Task objective >>
Write the data out again, character for character, with no images.

------ Available data

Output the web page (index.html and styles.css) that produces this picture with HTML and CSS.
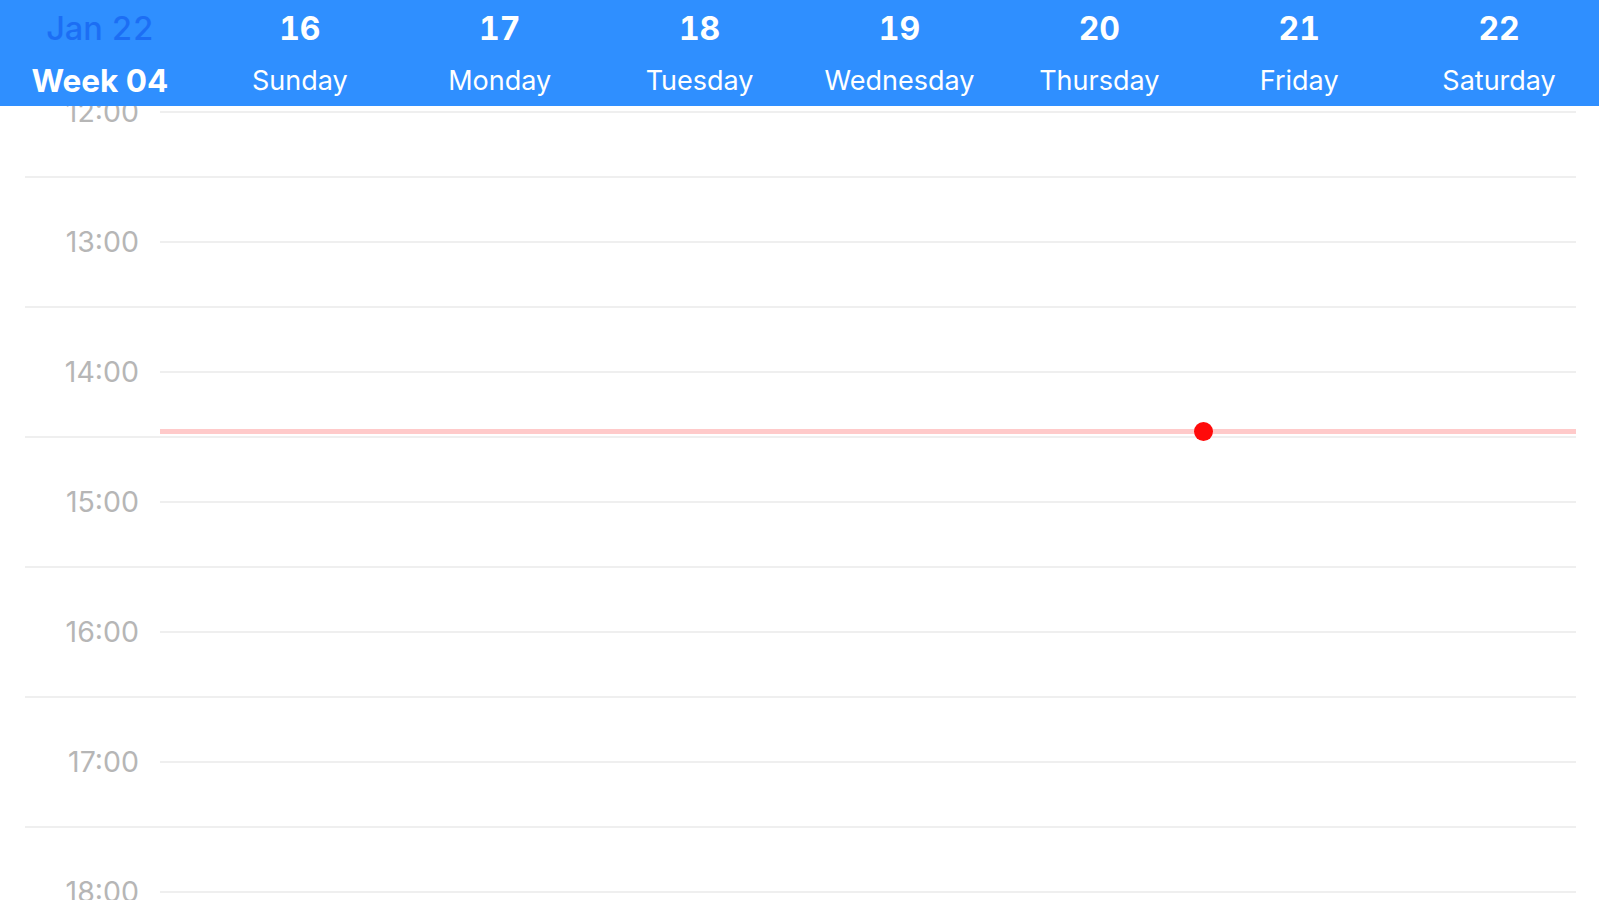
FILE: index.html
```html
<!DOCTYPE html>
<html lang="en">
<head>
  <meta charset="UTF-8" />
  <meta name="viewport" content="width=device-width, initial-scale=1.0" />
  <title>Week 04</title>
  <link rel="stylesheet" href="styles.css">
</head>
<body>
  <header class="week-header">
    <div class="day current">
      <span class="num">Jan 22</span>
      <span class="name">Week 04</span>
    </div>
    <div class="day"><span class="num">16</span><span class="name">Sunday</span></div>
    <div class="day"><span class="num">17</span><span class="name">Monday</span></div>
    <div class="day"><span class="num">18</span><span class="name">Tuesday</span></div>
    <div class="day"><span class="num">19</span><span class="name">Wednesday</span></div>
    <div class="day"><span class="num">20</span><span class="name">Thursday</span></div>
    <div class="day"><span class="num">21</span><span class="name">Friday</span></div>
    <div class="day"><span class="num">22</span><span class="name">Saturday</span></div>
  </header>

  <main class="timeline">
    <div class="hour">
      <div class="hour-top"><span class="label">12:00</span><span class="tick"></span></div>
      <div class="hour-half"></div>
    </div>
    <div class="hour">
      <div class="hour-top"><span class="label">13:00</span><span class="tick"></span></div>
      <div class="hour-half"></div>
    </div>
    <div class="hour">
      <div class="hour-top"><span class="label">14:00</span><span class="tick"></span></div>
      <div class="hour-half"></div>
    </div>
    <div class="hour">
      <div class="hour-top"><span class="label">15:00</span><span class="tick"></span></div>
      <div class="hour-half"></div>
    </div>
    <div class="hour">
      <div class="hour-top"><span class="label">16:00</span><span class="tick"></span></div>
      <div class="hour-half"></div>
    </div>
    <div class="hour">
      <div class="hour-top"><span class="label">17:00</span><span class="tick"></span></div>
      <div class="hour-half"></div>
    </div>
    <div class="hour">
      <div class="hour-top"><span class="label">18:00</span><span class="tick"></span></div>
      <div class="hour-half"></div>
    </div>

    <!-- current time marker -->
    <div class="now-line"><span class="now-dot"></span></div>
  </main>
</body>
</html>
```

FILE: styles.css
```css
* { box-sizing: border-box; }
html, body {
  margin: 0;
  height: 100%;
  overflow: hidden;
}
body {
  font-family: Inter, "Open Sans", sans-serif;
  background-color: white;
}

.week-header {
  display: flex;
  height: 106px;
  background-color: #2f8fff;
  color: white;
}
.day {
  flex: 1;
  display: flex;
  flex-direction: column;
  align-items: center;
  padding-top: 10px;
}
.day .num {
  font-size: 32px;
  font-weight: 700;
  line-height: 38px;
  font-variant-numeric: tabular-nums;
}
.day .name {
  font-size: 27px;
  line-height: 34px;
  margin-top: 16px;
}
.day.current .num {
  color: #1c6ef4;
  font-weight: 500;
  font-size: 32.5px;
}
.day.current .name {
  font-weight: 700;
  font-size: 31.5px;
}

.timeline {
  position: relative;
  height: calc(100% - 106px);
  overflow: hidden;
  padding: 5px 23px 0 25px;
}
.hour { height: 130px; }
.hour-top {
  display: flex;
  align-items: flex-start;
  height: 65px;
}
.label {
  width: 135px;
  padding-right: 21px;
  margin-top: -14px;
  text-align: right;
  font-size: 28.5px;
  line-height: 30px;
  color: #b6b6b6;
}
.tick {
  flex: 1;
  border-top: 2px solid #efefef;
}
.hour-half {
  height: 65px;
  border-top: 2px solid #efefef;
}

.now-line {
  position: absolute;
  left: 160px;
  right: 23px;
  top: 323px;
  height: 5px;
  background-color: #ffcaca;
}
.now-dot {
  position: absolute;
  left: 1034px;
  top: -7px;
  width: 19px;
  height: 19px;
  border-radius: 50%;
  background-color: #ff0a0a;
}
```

------------

Response to the task >>
Output the web page (index.html and styles.css) that produces this picture with HTML and CSS.
FILE: index.html
```html
<!DOCTYPE html>
<html lang="en">
<head>
  <meta charset="UTF-8" />
  <meta name="viewport" content="width=device-width, initial-scale=1.0" />
  <title>Week 04</title>
  <link rel="stylesheet" href="styles.css">
</head>
<body>
  <header class="week-header">
    <div class="day current">
      <span class="num">Jan 22</span>
      <span class="name">Week 04</span>
    </div>
    <div class="day"><span class="num">16</span><span class="name">Sunday</span></div>
    <div class="day"><span class="num">17</span><span class="name">Monday</span></div>
    <div class="day"><span class="num">18</span><span class="name">Tuesday</span></div>
    <div class="day"><span class="num">19</span><span class="name">Wednesday</span></div>
    <div class="day"><span class="num">20</span><span class="name">Thursday</span></div>
    <div class="day"><span class="num">21</span><span class="name">Friday</span></div>
    <div class="day"><span class="num">22</span><span class="name">Saturday</span></div>
  </header>

  <main class="timeline">
    <div class="hour">
      <div class="hour-top"><span class="label">12:00</span><span class="tick"></span></div>
      <div class="hour-half"></div>
    </div>
    <div class="hour">
      <div class="hour-top"><span class="label">13:00</span><span class="tick"></span></div>
      <div class="hour-half"></div>
    </div>
    <div class="hour">
      <div class="hour-top"><span class="label">14:00</span><span class="tick"></span></div>
      <div class="hour-half"></div>
    </div>
    <div class="hour">
      <div class="hour-top"><span class="label">15:00</span><span class="tick"></span></div>
      <div class="hour-half"></div>
    </div>
    <div class="hour">
      <div class="hour-top"><span class="label">16:00</span><span class="tick"></span></div>
      <div class="hour-half"></div>
    </div>
    <div class="hour">
      <div class="hour-top"><span class="label">17:00</span><span class="tick"></span></div>
      <div class="hour-half"></div>
    </div>
    <div class="hour">
      <div class="hour-top"><span class="label">18:00</span><span class="tick"></span></div>
      <div class="hour-half"></div>
    </div>

    <!-- current time marker -->
    <div class="now-line"><span class="now-dot"></span></div>
  </main>
</body>
</html>
```

FILE: styles.css
```css
* { box-sizing: border-box; }
html, body {
  margin: 0;
  height: 100%;
  overflow: hidden;
}
body {
  font-family: Inter, "Open Sans", sans-serif;
  background-color: white;
}

.week-header {
  display: flex;
  height: 106px;
  background-color: #2f8fff;
  color: white;
}
.day {
  flex: 1;
  display: flex;
  flex-direction: column;
  align-items: center;
  padding-top: 10px;
}
.day .num {
  font-size: 32px;
  font-weight: 700;
  line-height: 38px;
  font-variant-numeric: tabular-nums;
}
.day .name {
  font-size: 27px;
  line-height: 34px;
  margin-top: 16px;
}
.day.current .num {
  color: #1c6ef4;
  font-weight: 500;
  font-size: 32.5px;
}
.day.current .name {
  font-weight: 700;
  font-size: 31.5px;
}

.timeline {
  position: relative;
  height: calc(100% - 106px);
  overflow: hidden;
  padding: 5px 23px 0 25px;
}
.hour { height: 130px; }
.hour-top {
  display: flex;
  align-items: flex-start;
  height: 65px;
}
.label {
  width: 135px;
  padding-right: 21px;
  margin-top: -14px;
  text-align: right;
  font-size: 28.5px;
  line-height: 30px;
  color: #b6b6b6;
}
.tick {
  flex: 1;
  border-top: 2px solid #efefef;
}
.hour-half {
  height: 65px;
  border-top: 2px solid #efefef;
}

.now-line {
  position: absolute;
  left: 160px;
  right: 23px;
  top: 323px;
  height: 5px;
  background-color: #ffcaca;
}
.now-dot {
  position: absolute;
  left: 1034px;
  top: -7px;
  width: 19px;
  height: 19px;
  border-radius: 50%;
  background-color: #ff0a0a;
}
```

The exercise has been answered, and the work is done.